Os que viveram os alvores da revolução sabem que devemos deixar mais do que recebemos. Mas estamos a cortar as asas aos filhos da nossa democracia, madura de quase 50 anos, a quem legamos uma sociedade mais desigual. É difícil para os jovens crescerem no seu território, encontrar um emprego e casa digna, e a idade de serem mães e pais é cada vez mais adiada. A experiência de outras geografias, onde os sinais de radicalismo já se manifestam, demonstra que o maior desafio das democracias maduras é restaurar o contrato social entre gerações. Não escaparemos à vaga.

A resposta tem de ser política, à escala europeia e nacional, injetando mais dinheiro na economia, para que ele chegue mais depressa às empresas, e para que estas invistam e criem mais emprego. É a hora da política, para conceber e executar as reformas que a artrose da burocracia e do sistema teima em bloquear. A bazuca não pode ignorar o alicerce social e, neste, a prioridade às novas gerações, afinal as que nesta guerra estão a dar mais o corpo ao manifesto.

A hora apela à coragem e, porventura, a experimentar novas fórmulas. Fala-se em reduzir a jornada de trabalho para repartir o emprego; talvez seja a hora de o fazer, de ver como é. Devemos também regularizar os milhares de trabalhadores migrantes na agricultura, para humanizar o seu trabalho e agregá-los a uma atividade económica regular.
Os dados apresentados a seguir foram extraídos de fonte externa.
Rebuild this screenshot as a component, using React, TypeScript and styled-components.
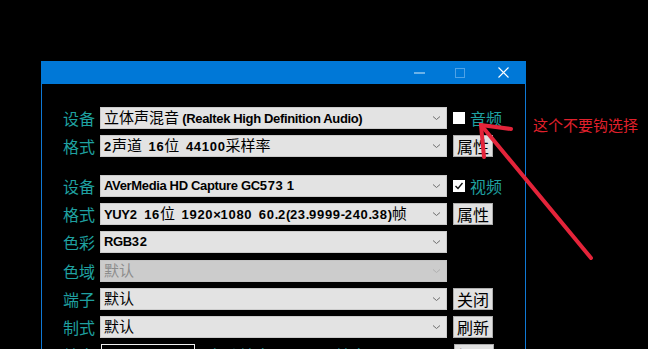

E porque não investir dinheiro público para melhorar as contribuições dos trabalhadores que se dedicam ao emprego doméstico? Incluiríamos os milhares de mulheres desempregadas que permitem que outras famílias continuem a trabalhar. E como não pensar em investir mais nas comunicações, generalizando a fibra ótica e permitindo a criação de mais empregos diretos no interior, que reparem, por exemplo, os nossos ecossistemas degradados e o povoamento do território? No equilíbrio entre a tragédia e a esperança, Portugal pode ser um país melhor, e os nossos filhos não merecem menos. Vá lá, vêm aí dias de sol.